Power BI: Dataset limits by license type (Image by Author)

Table Storage Modes

  • Import: Tables with import mode are stored in the dataset. DAX queries submitted to the Power BI dataset could be fulfilled only from the stored data.
  • DirectQuery: Tables with DirectQuery aren't stored in the dataset. DAX queries submitted to the Power BI dataset can be fulfilled only by executing on-demand queries to the data source.
  • Dual: Tables with dual mode can act as either cached or not cached, depending on the context of the query submitted to the dataset. Power BI determines the most efficient plan, striving to use stored data whenever possible.

Dataset Modes (aka Model Framework)

  • Import mode: An import model comprises tables with their storage mode property set to Import. Import mode delivers high-speed performance thanks to in-memory caching and querying.
  • DirectQuery mode: A DirectQuery model comprises tables with their storage mode property set to DirectQuery, and all the tables belong to the same source group. DirectQuery models don't import data. Instead, they consist only of metadata defining the model structure. When the model is queried, native queries retrieve data from the underlying data source, for example, SQL. Connecting to other Power BI datasets and Analysis Services models using DirectQuery (in preview) is possible.
  • Composite mode: A composite model comprises tables from more than one source group. The composite models can mix Import and DirectQuery modes or integrate multiple DirectQuery data sources.
  • Import — Represents all import storage mode tables, including calculated tables. There can only be one import source group in a model.
  • DirectQuery — Represents all DirectQuery storage mode tables related to a specific data source. For example, SQL Server and SAP HANA represent two separate DirectQuery source groups in a model.

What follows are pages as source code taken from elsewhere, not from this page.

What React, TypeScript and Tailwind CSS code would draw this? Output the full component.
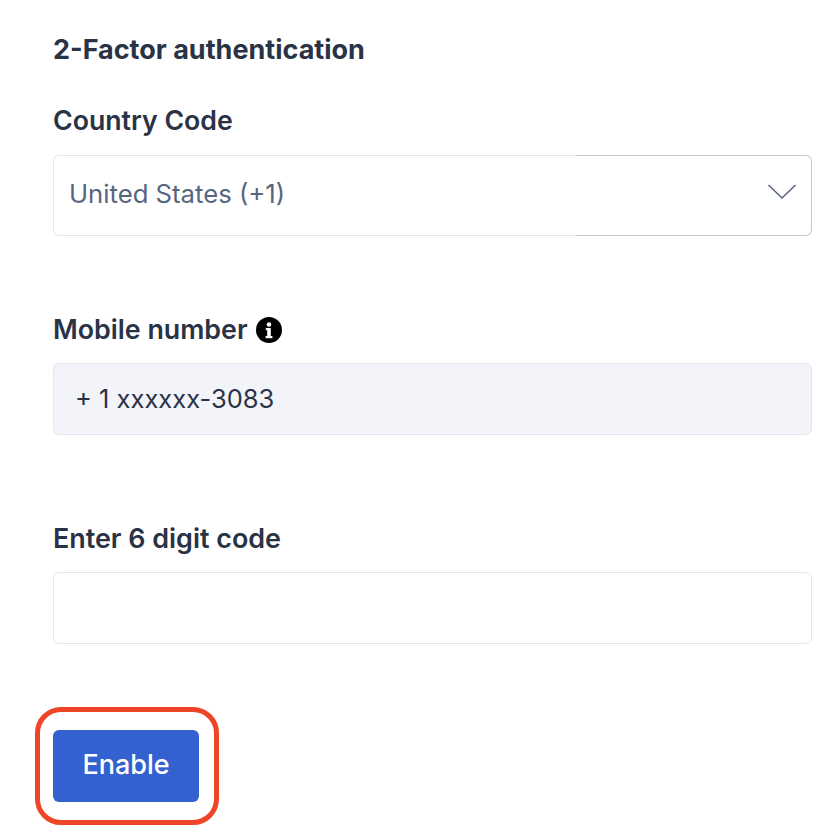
const font = "font-['Inter',sans-serif]";

export default function App() {
  return (
    <div className={`w-[840px] h-[840px] overflow-hidden bg-white pl-[53px] pr-7 pt-[32px] text-[#2a3346] ${font}`}>
      <h2 className="text-[27px] leading-9 font-bold">2-Factor authentication</h2>

      <label className="block mt-[34px] text-[26.7px] leading-9 font-semibold">Country Code</label>
      <div className="mt-[17px] flex h-[81px]">
        <div className="w-[523px] flex items-center pl-[15px] pb-[2px] border border-r-0 border-[#e2e4ee] rounded-l-[6px] text-[25.7px] text-[#57657f]">
          United States (+1)
        </div>
        <div className="flex-1 flex items-center justify-end pr-[14px] pb-[8px] border border-l-0 border-[#c3c9d5] rounded-r-[6px]">
          <svg width="30" height="18" viewBox="0 0 30 18" fill="none">
            <path d="M1.5 2L15 15L28.5 2" stroke="#57657f" strokeWidth="1.5" />
          </svg>
        </div>
      </div>

      <div className="mt-[76px] flex items-center gap-[8px] h-9">
        <label className="pb-[2px] text-[26.8px] leading-9 font-semibold">Mobile number</label>
        <svg width="26" height="26" viewBox="0 0 26 26">
          <circle cx="13" cy="13" r="13" fill="#000" />
          <circle cx="13" cy="7.5" r="2.3" fill="#fff" />
          <path d="M9.8 11h5v8h1.6v2.2H9.6V19h1.6v-5.8H9.8z" fill="#fff" />
        </svg>
      </div>
      <div className="mt-[15px] h-[72px] flex items-center pl-[21px] bg-[#f3f4f9] border border-[#e2e4ee] rounded-[6px] text-[25.5px] text-[#2a3346]">
        + 1 xxxxxx-3083
      </div>

      <label className="block mt-[85px] text-[26.9px] leading-9 font-semibold">Enter 6 digit code</label>
      <div className="mt-[16px] h-[72px] bg-white border border-[#e2e4ee] rounded-[6px]" />

      <div className="relative mt-[86px] w-[146px] h-[72px]">
        <button type="button" className="w-full h-full pb-[1px] bg-[#3361d0] rounded-[6px] text-white text-[27px] font-medium">
          Enable
        </button>
        {/* red annotation round the button */}
        <div className="absolute -left-[18px] -top-[23px] w-[184px] h-[118px] border-[5px] border-[#ee4528] rounded-[26px]" />
      </div>
    </div>
  );
}
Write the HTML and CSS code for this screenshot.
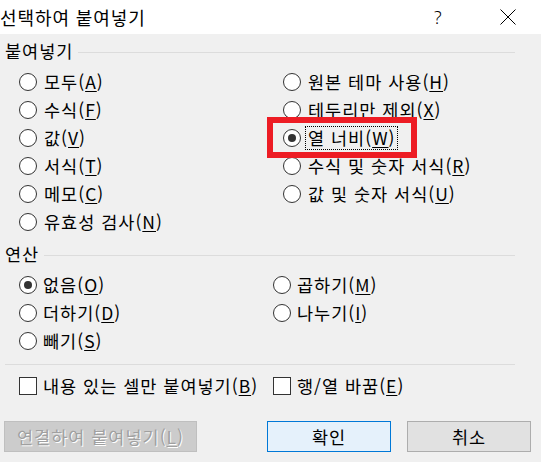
FILE: index.html
```html
<!DOCTYPE html>
<html lang="ko">
<head>
<meta charset="utf-8">
<link rel="stylesheet" href="styles.css">
</head>
<body>
<div class="dialog">
  <div class="titlebar">
    <span class="title">선택하여 붙여넣기</span>
    <span class="help">?</span>
    <span class="close"><svg width="16" height="16" viewBox="0 0 16 16"><path d="M0.5 0.5 L15.5 15.5 M15.5 0.5 L0.5 15.5" stroke="#000" stroke-width="1" fill="none"/></svg></span>
  </div>

  <div class="group-head"><span class="group-label">붙여넣기</span><i class="rule"></i></div>
  <div class="grid paste">
    <label class="opt"><span class="radio"></span><span class="txt">모두(<u>A</u>)</span></label>
    <label class="opt"><span class="radio"></span><span class="txt">수식(<u>F</u>)</span></label>
    <label class="opt"><span class="radio"></span><span class="txt">값(<u>V</u>)</span></label>
    <label class="opt"><span class="radio"></span><span class="txt">서식(<u>T</u>)</span></label>
    <label class="opt"><span class="radio"></span><span class="txt">메모(<u>C</u>)</span></label>
    <label class="opt"><span class="radio"></span><span class="txt">유효성 검사(<u>N</u>)</span></label>
    <label class="opt"><span class="radio"></span><span class="txt">원본 테마 사용(<u>H</u>)</span></label>
    <label class="opt"><span class="radio"></span><span class="txt">테두리만 제외(<u>X</u>)</span></label>
    <label class="opt"><span class="radio on"></span><span class="txt focus">열 너비(<u>W</u>)</span></label>
    <label class="opt"><span class="radio"></span><span class="txt">수식 및 숫자 서식(<u>R</u>)</span></label>
    <label class="opt"><span class="radio"></span><span class="txt">값 및 숫자 서식(<u>U</u>)</span></label>
  </div>

  <div class="group-head ops-head"><span class="group-label">연산</span><i class="rule"></i></div>
  <div class="grid ops">
    <label class="opt"><span class="radio on"></span><span class="txt">없음(<u>O</u>)</span></label>
    <label class="opt"><span class="radio"></span><span class="txt">더하기(<u>D</u>)</span></label>
    <label class="opt"><span class="radio"></span><span class="txt">빼기(<u>S</u>)</span></label>
    <label class="opt"><span class="radio"></span><span class="txt">곱하기(<u>M</u>)</span></label>
    <label class="opt"><span class="radio"></span><span class="txt">나누기(<u>I</u>)</span></label>
  </div>

  <div class="sep"></div>

  <div class="checks">
    <label class="chk"><span class="box"></span><span class="txt">내용 있는 셀만 붙여넣기(<u>B</u>)</span></label>
    <label class="chk"><span class="box"></span><span class="txt">행/열 바꿈(<u>E</u>)</span></label>
  </div>

  <div class="buttons">
    <button class="btn disabled">연결하여 붙여넣기(<u>L</u>)</button>
    <span class="spacer"></span>
    <button class="btn default">확인</button>
    <button class="btn">취소</button>
  </div>

  <div class="highlight"></div>
</div>
</body>
</html>
```

FILE: styles.css
```css
* { box-sizing: border-box; }
html, body { margin: 0; padding: 0; }
body {
  width: 541px;
  height: 462px;
  overflow: hidden;
  background: #f0f0f0;
  font-family: "Noto Sans CJK KR", "Noto Sans", sans-serif;
  font-size: 17.5px;
  letter-spacing: 1px;
  color: #000;
}
.dialog { position: relative; width: 541px; height: 462px; }

.titlebar {
  height: 34px;
  background: #fff;
  display: flex;
  align-items: center;
}
.title { font-size: 18px; letter-spacing: 0.9px; flex: 1; line-height: 1; }
.help { font-size: 18px; width: 10px; margin-right: 56px; line-height: 1; font-family: "Noto Sans", sans-serif; font-weight: 300; letter-spacing: 0; }
.close { width: 16px; height: 16px; margin-right: 25px; display: flex; }

.group-head {
  height: 34px;
  display: flex;
  align-items: center;
  padding-left: 5px;
  padding-right: 26px;
}
.ops-head { height: 35px; }
.group-label { line-height: 1; }
.rule { flex: 1; height: 1px; background: #dcdcdc; margin-left: 5px; margin-top: 3px; }

.grid {
  display: grid;
  grid-auto-flow: column;
  grid-auto-rows: 28px;
  padding-left: 19px;
}
.paste { grid-template-rows: repeat(6, 28px); grid-template-columns: 264px 1fr; }
.ops { grid-template-rows: repeat(3, 28px); grid-template-columns: 254px 1fr; }

.opt { display: flex; align-items: center; }
.radio {
  width: 18px;
  height: 18px;
  border: 1px solid #333;
  border-radius: 50%;
  background: #fff;
  display: flex;
  align-items: center;
  justify-content: center;
  flex: none;
}
.radio.on::after {
  content: "";
  width: 8px;
  height: 8px;
  border-radius: 50%;
  background: #333;
}
.txt { margin-left: 7px; line-height: 1; }
.ops .txt { margin-left: 6px; }
.opt .focus { outline: 1px dotted #000; outline-offset: 2px; }
u { text-decoration: underline; text-underline-offset: 2px; text-decoration-thickness: 1px; }

.sep { height: 1px; background: #dcdcdc; margin: 9px 26px 0 5px; }

.checks {
  height: 42px;
  display: grid;
  grid-template-columns: 254px 1fr;
  padding-left: 19px;
  align-items: center;
}
.chk { display: flex; align-items: center; }
.box { width: 18px; height: 18px; border: 1px solid #333; background: #fff; flex: none; }
.chk .txt { margin-left: 6px; }

.buttons {
  display: flex;
  margin-top: 14px;
  padding-left: 4px;
  padding-right: 10px;
  gap: 16px;
}
.spacer { flex: 1; }
.btn {
  height: 31px;
  width: 124px;
  border: 1px solid #adadad;
  background: #e1e1e1;
  font-family: inherit;
  font-size: 17.5px;
  letter-spacing: 1px;
  color: #000;
  padding: 0;
  line-height: 1;
}
.btn.default { border-color: #0078d7; background: #e5f1fb; }
.btn.disabled {
  width: 193px;
  background: #cccccc;
  border-color: #bfbfbf;
  color: #a0a0a0;
  text-shadow: 1px 1px 0 #fff;
}

.highlight {
  position: absolute;
  left: 267px;
  top: 117px;
  width: 150px;
  height: 41px;
  border: 6px solid #ed1c24;
}
```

Dataset Connectivity Modes

  • Live Connection (or Exploration mode): A Power BI report can connect to an Analysis Services model or Power BI datasets using Live connection mode. DAX queries are issued via a live connection to the Power BI dataset or Analysis Services whenever the report is rendered. This mode supports both tabular and multidimensional models. However, no transformations, mash-ups, or modeling capabilities are available with live or exploration connectivity mode.

Data Preparation & Cleansing

  • Integrating data from multiple inconsistent data sources
  • De-normalizing the data to make the dataset ideal for reporting
  • Filtering out unnecessary columns or rows
  • Handling dirty data, incorrect data, or errors
  • Power Query Editor in Power BI Desktop: In Power BI Desktop, Power Query Editor is used to connect, shape, and transform data from one or multiple sources. The data is then loaded into the Power BI dataset, ready for further modeling and reporting.
  • Dataflows: Dataflows provide a flexible and more straightforward solution to create a simple, centralized data repository like a data warehouse, albeit one that is not as sophisticated as a full-fledged data warehouse. Dataflows are helpful in scenarios where the requirement is to query the source system as few times as possible, to reduce the amount of data preparation work being duplicated across many datasets, and to provide a single storage location for integrating data from multiple sources. In addition, tables in a dataflow can't be browsed, queried, or explored without a dataset. Dataflows are available for all users with a Power BI Pro license, with additional features available in the Power BI Premium or Premium Per User (PPU) workspaces.
  • Datamarts: Datamarts is a newer alternative to Power BI Dataflows targeted toward self-service scenarios. Datamarts enables users to collect, transform, store and explore data loaded in a relational and fully managed Azure SQL database. Additionally, Datamarts automatically generate a dataset, which can be used to create Power BI reports and dashboards. Unlike Dataflows, Datamarts provides access to tables through a SQL endpoint. Datamarts require a Power BI Premium subscription or Premium Per User (PPU) license.

Dataflows and Datamarts are created using Power Query Online, a web-based version of the same Power Query engine used in Power BI Desktop.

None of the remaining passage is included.